◆ **DATA BLOCK**
☆ ☆ ☆ ☆ ☆ ☆ ☆

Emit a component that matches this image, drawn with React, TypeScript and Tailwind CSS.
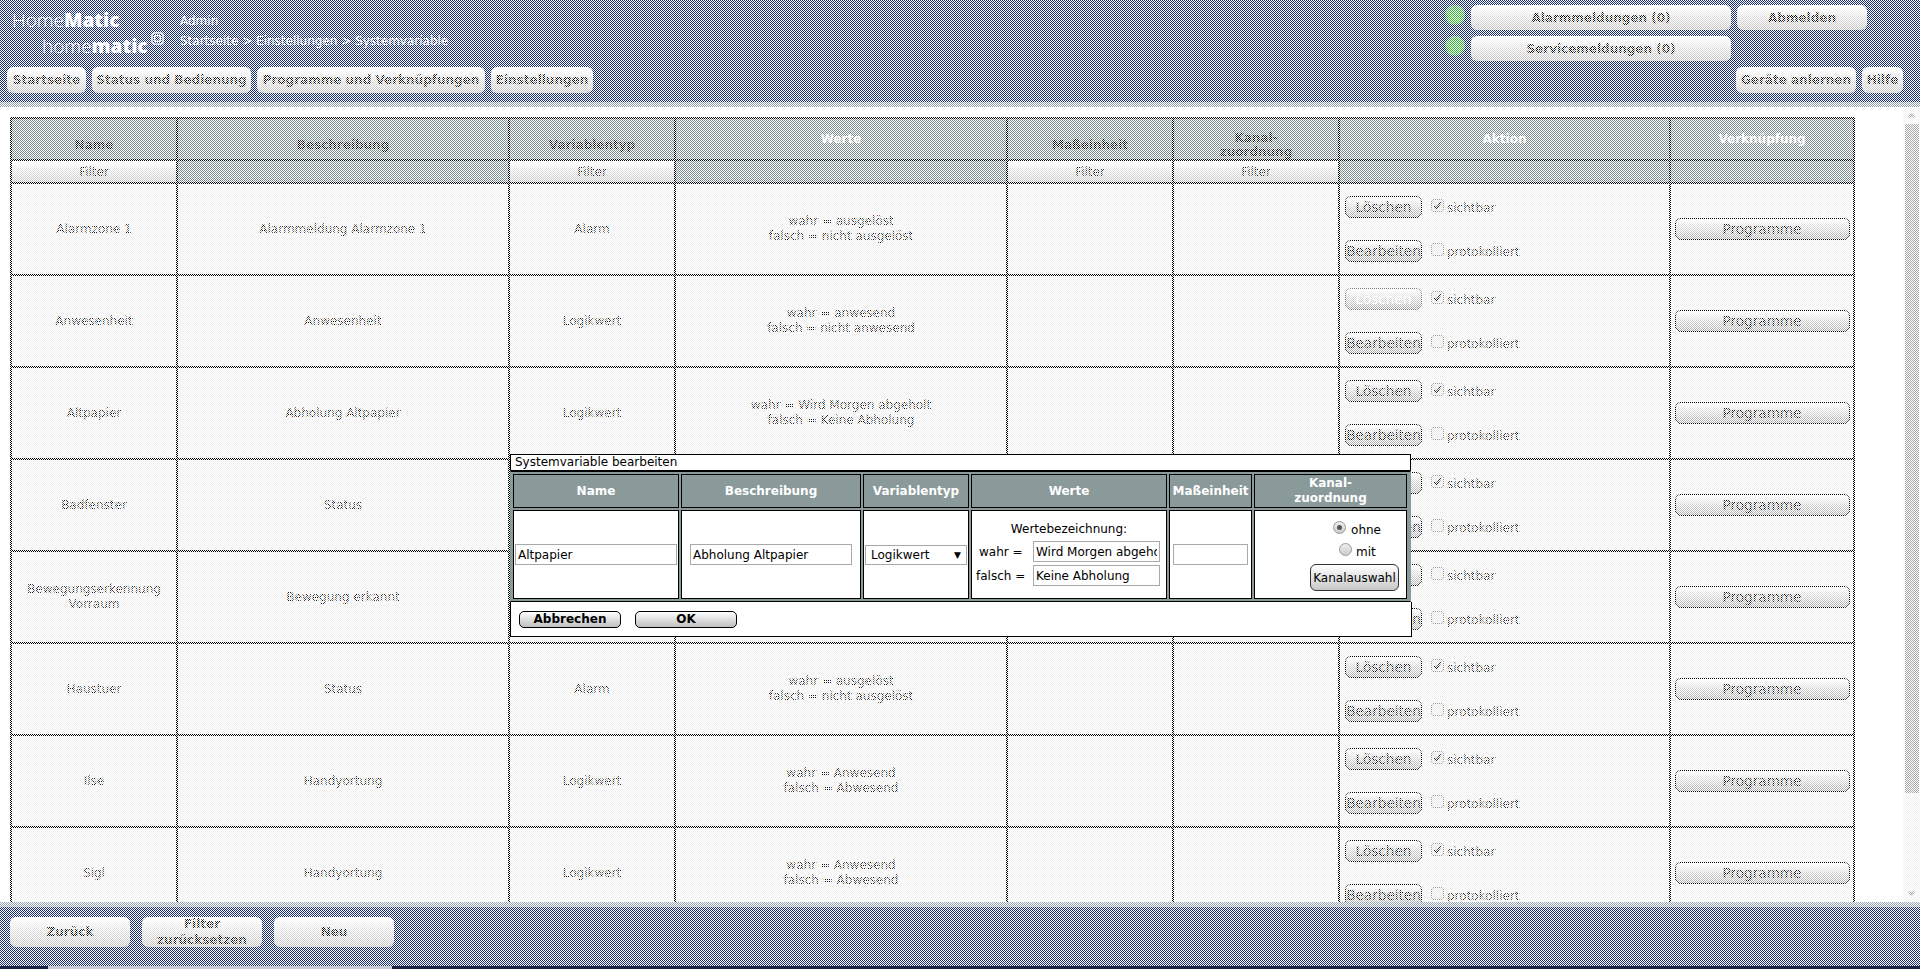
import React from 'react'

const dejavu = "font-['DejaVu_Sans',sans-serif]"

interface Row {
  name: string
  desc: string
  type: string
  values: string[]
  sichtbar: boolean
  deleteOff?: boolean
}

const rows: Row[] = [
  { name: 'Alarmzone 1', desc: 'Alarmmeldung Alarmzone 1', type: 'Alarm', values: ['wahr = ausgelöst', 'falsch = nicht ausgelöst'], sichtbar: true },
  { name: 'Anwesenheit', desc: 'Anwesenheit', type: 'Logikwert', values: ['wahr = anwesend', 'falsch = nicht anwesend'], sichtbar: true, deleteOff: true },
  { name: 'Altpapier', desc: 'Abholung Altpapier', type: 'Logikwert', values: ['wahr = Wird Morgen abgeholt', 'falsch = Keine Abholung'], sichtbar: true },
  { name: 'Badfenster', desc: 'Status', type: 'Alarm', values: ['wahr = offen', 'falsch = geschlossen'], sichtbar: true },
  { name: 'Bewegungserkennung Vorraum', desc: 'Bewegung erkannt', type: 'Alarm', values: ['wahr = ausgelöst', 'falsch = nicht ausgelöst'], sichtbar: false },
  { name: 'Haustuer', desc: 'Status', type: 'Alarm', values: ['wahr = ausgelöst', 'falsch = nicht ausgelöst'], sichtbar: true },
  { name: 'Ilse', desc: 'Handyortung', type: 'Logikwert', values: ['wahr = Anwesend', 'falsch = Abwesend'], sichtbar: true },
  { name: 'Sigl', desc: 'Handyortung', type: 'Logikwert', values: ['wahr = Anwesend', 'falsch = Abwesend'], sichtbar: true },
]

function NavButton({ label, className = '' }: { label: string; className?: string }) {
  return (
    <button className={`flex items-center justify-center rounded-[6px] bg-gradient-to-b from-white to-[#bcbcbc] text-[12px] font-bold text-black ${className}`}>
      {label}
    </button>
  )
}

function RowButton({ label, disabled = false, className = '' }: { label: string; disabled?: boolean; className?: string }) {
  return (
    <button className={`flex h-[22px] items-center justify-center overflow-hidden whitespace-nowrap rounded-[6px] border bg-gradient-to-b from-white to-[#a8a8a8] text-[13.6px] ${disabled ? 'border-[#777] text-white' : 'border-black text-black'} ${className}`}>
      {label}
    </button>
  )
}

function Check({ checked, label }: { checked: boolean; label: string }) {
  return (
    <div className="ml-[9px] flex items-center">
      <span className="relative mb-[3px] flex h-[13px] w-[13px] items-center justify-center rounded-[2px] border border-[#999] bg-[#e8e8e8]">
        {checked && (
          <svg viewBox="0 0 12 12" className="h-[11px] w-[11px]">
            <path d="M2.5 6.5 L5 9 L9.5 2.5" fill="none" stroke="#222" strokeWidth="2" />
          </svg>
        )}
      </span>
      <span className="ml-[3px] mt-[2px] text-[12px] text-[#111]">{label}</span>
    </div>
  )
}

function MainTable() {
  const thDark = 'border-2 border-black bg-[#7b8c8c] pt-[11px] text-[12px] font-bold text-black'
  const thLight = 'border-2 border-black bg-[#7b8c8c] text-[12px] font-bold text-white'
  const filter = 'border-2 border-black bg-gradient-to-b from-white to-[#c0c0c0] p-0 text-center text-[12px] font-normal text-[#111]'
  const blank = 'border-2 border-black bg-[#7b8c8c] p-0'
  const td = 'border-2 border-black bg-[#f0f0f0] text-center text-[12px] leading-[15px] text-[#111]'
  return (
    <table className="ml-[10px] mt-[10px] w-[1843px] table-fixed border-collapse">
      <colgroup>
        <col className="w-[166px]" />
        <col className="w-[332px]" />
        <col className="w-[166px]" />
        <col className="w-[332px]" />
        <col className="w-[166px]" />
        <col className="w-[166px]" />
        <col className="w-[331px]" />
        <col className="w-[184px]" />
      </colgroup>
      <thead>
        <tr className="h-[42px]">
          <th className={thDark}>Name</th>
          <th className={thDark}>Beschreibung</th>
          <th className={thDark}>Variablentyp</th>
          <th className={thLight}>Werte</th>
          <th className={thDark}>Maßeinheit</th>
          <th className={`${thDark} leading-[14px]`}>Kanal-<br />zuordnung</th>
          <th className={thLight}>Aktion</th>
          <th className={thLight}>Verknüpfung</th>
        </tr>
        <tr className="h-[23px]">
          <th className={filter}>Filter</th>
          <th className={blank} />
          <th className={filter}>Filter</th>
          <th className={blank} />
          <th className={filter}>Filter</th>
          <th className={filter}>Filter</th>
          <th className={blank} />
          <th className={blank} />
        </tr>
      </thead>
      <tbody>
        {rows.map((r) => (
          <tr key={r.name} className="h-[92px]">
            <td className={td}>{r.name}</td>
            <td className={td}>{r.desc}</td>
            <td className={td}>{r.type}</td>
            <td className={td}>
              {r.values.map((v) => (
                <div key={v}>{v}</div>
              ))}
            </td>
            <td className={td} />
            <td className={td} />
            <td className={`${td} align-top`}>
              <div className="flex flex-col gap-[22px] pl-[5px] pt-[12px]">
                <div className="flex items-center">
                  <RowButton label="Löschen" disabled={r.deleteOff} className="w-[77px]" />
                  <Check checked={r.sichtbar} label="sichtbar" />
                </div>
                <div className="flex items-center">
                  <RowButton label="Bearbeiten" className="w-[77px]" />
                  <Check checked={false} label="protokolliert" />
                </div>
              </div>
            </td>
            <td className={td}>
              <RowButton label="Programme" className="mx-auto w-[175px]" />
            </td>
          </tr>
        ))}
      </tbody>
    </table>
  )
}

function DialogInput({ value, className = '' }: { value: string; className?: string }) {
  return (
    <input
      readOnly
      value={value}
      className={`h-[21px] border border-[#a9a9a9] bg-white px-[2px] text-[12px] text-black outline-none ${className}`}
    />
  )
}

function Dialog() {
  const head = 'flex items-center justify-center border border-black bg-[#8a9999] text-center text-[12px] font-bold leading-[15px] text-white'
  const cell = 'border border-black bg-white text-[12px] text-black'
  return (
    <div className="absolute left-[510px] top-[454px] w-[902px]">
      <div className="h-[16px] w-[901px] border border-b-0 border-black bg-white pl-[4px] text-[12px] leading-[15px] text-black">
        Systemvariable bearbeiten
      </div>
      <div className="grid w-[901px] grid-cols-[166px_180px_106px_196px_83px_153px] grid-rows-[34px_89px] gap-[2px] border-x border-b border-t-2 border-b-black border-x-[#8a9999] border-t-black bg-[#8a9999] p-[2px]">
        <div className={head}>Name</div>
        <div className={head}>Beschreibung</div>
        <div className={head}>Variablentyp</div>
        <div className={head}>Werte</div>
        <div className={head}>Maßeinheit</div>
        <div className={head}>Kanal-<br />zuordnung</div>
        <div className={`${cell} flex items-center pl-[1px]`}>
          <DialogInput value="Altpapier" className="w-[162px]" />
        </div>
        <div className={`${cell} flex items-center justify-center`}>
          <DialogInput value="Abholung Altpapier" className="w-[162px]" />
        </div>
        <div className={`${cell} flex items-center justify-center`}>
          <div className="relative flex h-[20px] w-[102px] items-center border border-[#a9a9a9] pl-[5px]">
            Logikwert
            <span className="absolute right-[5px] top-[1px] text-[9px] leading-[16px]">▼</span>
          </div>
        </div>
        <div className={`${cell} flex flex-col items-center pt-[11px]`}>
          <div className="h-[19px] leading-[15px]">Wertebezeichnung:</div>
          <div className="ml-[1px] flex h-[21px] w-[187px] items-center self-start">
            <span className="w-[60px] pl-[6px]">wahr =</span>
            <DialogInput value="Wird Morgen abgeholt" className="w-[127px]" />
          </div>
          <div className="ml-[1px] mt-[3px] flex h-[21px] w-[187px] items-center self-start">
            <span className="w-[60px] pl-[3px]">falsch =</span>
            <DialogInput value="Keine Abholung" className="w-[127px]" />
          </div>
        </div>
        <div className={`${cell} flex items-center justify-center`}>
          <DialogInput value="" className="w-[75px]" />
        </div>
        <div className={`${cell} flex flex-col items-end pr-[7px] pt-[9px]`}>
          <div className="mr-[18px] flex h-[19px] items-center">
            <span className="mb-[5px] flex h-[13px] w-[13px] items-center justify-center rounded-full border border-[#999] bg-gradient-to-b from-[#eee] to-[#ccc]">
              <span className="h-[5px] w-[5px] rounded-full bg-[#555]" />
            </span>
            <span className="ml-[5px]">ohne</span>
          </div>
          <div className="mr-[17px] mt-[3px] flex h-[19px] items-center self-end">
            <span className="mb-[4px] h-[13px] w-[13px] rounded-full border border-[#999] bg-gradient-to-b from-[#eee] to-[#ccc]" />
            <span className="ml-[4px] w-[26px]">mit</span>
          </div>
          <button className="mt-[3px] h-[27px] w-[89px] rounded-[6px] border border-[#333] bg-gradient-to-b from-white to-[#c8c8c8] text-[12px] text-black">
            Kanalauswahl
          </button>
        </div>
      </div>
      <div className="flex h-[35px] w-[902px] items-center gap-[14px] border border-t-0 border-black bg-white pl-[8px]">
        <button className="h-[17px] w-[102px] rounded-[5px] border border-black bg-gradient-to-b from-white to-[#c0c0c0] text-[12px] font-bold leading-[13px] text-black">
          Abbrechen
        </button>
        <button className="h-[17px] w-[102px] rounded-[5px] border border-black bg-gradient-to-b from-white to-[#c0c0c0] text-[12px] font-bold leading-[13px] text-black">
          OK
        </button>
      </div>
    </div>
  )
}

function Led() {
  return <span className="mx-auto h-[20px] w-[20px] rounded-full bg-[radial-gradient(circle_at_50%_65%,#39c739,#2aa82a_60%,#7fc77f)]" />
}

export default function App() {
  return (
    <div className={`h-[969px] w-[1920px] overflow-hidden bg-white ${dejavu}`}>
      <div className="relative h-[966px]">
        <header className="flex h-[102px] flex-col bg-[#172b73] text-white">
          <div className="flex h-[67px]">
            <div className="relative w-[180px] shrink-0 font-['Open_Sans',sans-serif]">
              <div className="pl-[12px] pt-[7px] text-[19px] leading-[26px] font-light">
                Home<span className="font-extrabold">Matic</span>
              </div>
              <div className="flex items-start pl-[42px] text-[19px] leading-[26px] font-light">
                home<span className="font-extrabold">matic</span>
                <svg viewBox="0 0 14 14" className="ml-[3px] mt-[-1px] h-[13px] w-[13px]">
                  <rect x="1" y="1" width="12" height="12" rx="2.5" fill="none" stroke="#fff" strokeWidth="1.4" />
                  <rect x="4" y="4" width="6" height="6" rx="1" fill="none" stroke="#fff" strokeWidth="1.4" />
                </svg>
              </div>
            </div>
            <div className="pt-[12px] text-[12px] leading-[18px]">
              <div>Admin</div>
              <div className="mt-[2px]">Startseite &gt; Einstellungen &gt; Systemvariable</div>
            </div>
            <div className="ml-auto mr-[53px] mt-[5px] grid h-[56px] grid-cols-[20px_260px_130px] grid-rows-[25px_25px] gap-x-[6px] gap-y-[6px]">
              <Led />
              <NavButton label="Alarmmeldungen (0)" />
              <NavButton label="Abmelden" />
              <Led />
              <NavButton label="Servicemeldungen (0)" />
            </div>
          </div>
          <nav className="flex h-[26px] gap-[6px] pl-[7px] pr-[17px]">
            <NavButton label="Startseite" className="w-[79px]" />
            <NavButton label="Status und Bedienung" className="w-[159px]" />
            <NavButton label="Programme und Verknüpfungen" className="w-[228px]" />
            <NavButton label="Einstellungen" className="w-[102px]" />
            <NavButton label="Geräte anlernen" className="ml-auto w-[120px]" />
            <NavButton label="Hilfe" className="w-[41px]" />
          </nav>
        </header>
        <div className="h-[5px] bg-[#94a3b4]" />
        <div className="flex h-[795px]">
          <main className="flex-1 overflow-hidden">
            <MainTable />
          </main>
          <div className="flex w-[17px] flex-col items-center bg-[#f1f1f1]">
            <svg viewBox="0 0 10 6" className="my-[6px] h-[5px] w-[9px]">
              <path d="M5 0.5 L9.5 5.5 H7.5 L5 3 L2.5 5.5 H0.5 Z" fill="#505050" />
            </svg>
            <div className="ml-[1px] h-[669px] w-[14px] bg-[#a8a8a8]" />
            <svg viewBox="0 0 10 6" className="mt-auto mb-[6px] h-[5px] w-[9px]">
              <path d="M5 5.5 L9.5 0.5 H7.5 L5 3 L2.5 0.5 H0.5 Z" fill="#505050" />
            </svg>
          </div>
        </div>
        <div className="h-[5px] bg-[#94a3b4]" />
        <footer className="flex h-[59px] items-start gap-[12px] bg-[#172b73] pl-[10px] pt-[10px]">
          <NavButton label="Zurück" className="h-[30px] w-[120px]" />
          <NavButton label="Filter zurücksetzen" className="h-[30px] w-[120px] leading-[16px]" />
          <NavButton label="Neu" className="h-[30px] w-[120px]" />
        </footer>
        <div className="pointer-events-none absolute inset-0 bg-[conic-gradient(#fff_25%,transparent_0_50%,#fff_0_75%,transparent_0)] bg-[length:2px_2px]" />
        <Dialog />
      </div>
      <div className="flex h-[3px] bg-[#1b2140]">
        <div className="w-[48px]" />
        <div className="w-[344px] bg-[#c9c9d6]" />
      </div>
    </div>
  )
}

☆ ☆ ☆ ☆ ☆ ☆ ☆

◆ **TO BE DONE**
Write out each line of the data that holds the string "React".

◆ **SOLUTION TO THIS EXERCISE**
Emit a component that matches this image, drawn with React, TypeScript and Tailwind CSS.
import React from 'react'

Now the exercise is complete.